Anything within the scope of the game's rules is allowed, with a few exceptions. Notably the DM can't attack character who are dying (see the general rules for more
on this).
The acting DM does have incentive to kill his former comrades in arms. Whenever a character is killed, the DM gains a reward based on that
character's level. The DM gets 100 gold x CL and 150 experience x CL. This experience can be applied and divided among all his/her active
characters. Plus there is a season award for "Most DM Kills", the benefit of which is
pretty strong.
DM Tips
However, since most players have never DM'd it may be tough to manage multiple monsters all at once. This becomes particularly difficult since
monsters go by a different set of rules. Here are some of the various rules that apply to DMs that you should look out for.
- Monsters do have healing surges, but they can't use them like players, in fact they rarely come into play.
- Some monsters have action points.
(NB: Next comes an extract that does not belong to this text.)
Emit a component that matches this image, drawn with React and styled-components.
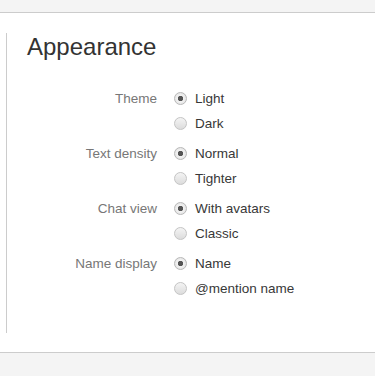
import React, { useState } from 'react';
import styled, { createGlobalStyle } from 'styled-components';

const GlobalStyle = createGlobalStyle`
  html, body {
    margin: 0;
    padding: 0;
    background: #f4f4f4;
    font-family: 'Liberation Sans', Arial, sans-serif;
  }
`;

export const TopBar = styled.div`
  height: 12px;
  background: #f4f4f4;
  border-bottom: 1px solid #cccccc;
`;

export const Main = styled.div`
  background: #ffffff;
  height: 340px;
  padding-top: 20px;
  box-sizing: border-box;
  border-bottom: 1px solid #cccccc;
`;

export const Panel = styled.section`
  margin-left: 6px;
  height: 300px;
  border-left: 1px solid #cccccc;
  padding-left: 20px;
  box-sizing: border-box;
`;

export const Title = styled.h2`
  margin: 0 0 25px;
  font-size: 24px;
  line-height: 28px;
  font-weight: 400;
  color: #333333;
`;

export const Groups = styled.div`
  display: flex;
  flex-direction: column;
  gap: 5px;
`;

export const Group = styled.div`
  display: grid;
  grid-template-columns: 130px 1fr;
  column-gap: 17px;
`;

export const Label = styled.div`
  text-align: right;
  font-size: 13.5px;
  line-height: 25px;
  color: #777777;
`;

export const Options = styled.div`
  display: flex;
  flex-direction: column;
`;

export const Option = styled.label`
  display: flex;
  align-items: center;
  gap: 8px;
  height: 25px;
  font-size: 13.5px;
  color: #383838;
  cursor: pointer;
`;

export const Radio = styled.input`
  appearance: none;
  margin: 0;
  width: 13px;
  height: 13px;
  border-radius: 50%;
  border: 1px solid #c4c4c4;
  box-sizing: border-box;
  background: linear-gradient(#f4f4f4, #dcdcdc);
  cursor: pointer;

  &:checked {
    background: radial-gradient(circle, #555555 0 2.4px, #f2f2f2 3px, #dddddd 100%);
    border-color: #b8b8b8;
  }
`;

const settings = [
  { key: 'theme', label: 'Theme', options: ['Light', 'Dark'] },
  { key: 'density', label: 'Text density', options: ['Normal', 'Tighter'] },
  { key: 'chat', label: 'Chat view', options: ['With avatars', 'Classic'] },
  { key: 'name', label: 'Name display', options: ['Name', '@mention name'] },
];

export default function App() {
  const [values, setValues] = useState({
    theme: 'Light',
    density: 'Normal',
    chat: 'With avatars',
    name: 'Name',
  });

  return (
    <>
      <GlobalStyle />
      <TopBar />
      <Main>
        <Panel>
          <Title>Appearance</Title>
          <Groups>
            {settings.map((s) => (
              <Group key={s.key}>
                <Label>{s.label}</Label>
                <Options>
                  {s.options.map((o) => (
                    <Option key={o}>
                      <Radio
                        type="radio"
                        name={s.key}
                        checked={values[s.key] === o}
                        onChange={() => setValues({ ...values, [s.key]: o })}
                      />
                      {o}
                    </Option>
                  ))}
                </Options>
              </Group>
            ))}
          </Groups>
        </Panel>
      </Main>
    </>
  );
}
Unlike players, monsters can use multiple action points during an encounter, but only one per round.
- Some monsters regenerate, this occurs at the start of the turn if they have at least 1 hit point.
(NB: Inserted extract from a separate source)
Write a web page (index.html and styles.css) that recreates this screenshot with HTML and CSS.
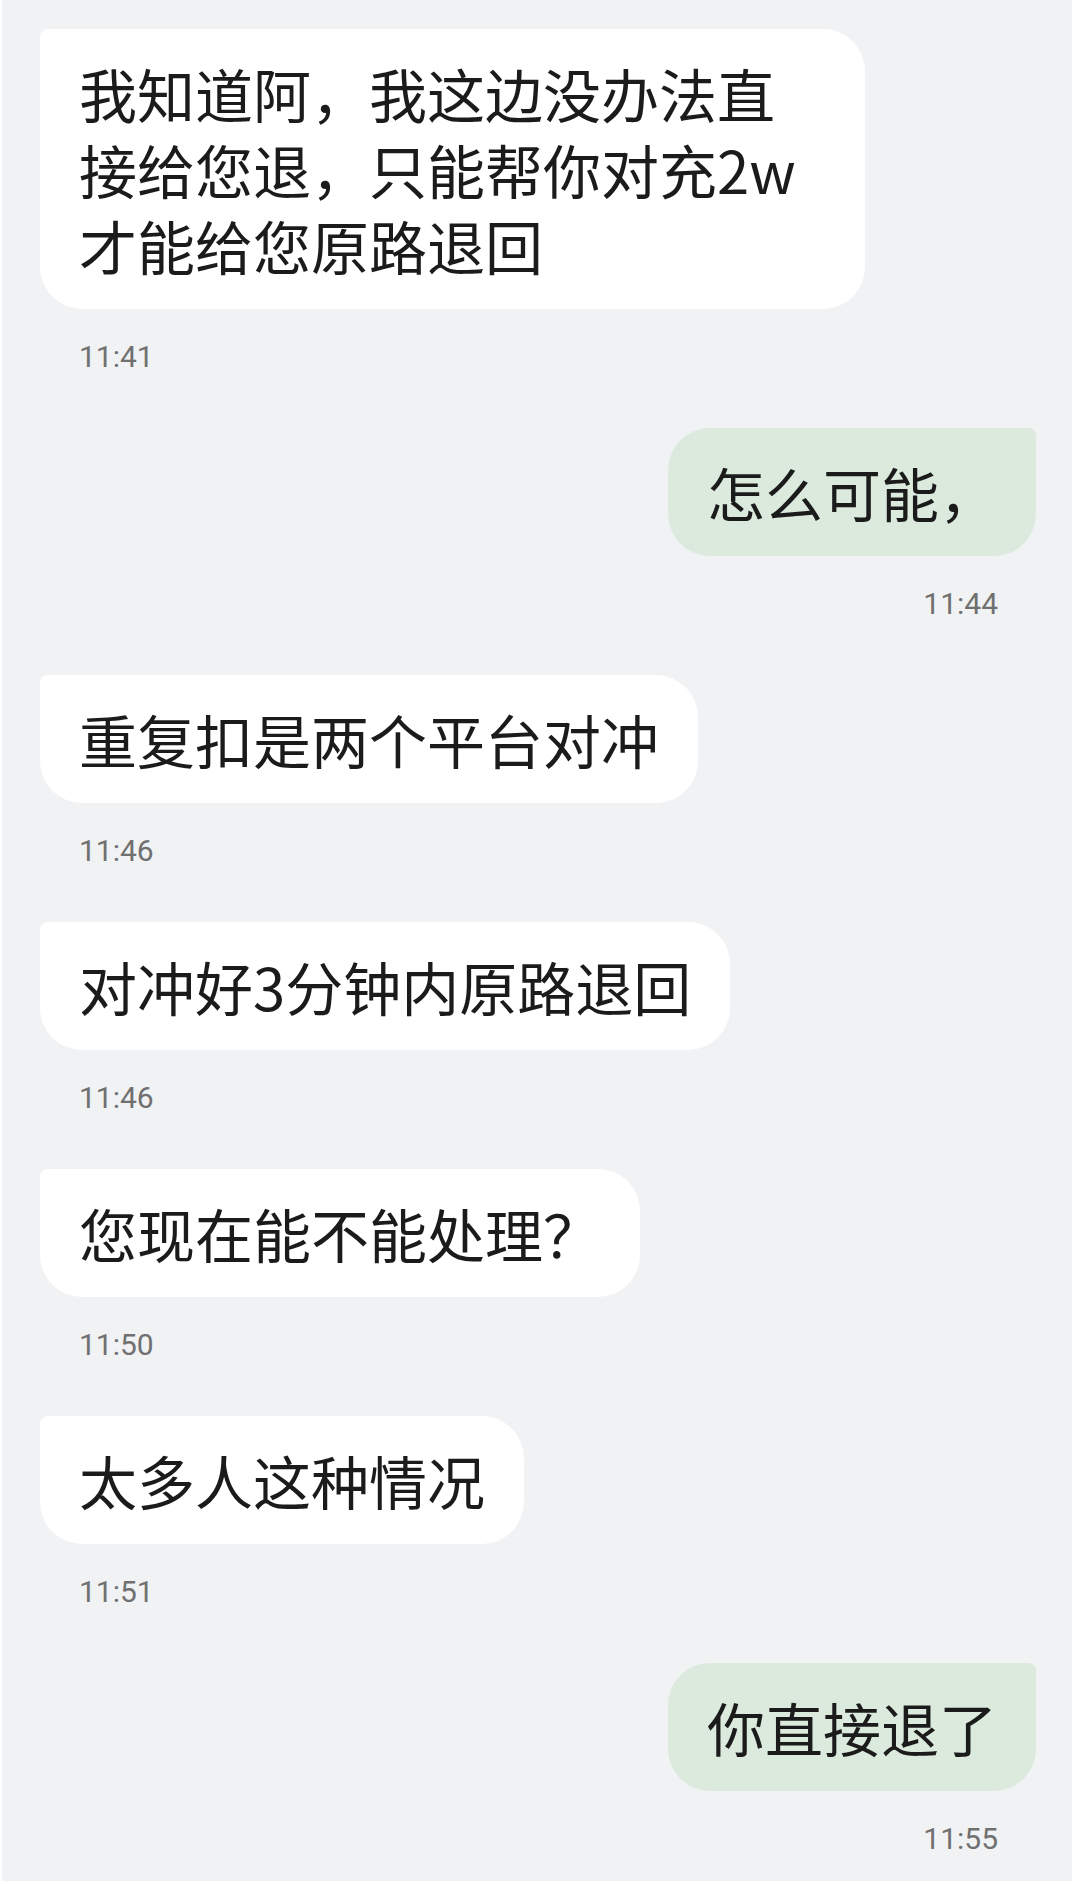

- Some monsters have "recharge" powers, which either recharge after certain circumstances (usually "when bloodied") or sometimes they have
little six-sided dice icons next to them. To recharge those, you roll a six-sided at the start of its turn. If you roll a value equal to one of the illustrated
dice, that power immediately becomes available again. This is important since these are usually powerful powers.
- Monsters use little symbols to determine if a power is melee, ranged, close, or area. Check the symbols at the front of a monster manual to find
out which is which. If that symbol has a circle around it, it is a basic attack, meaning you can use it during an opportunity attack.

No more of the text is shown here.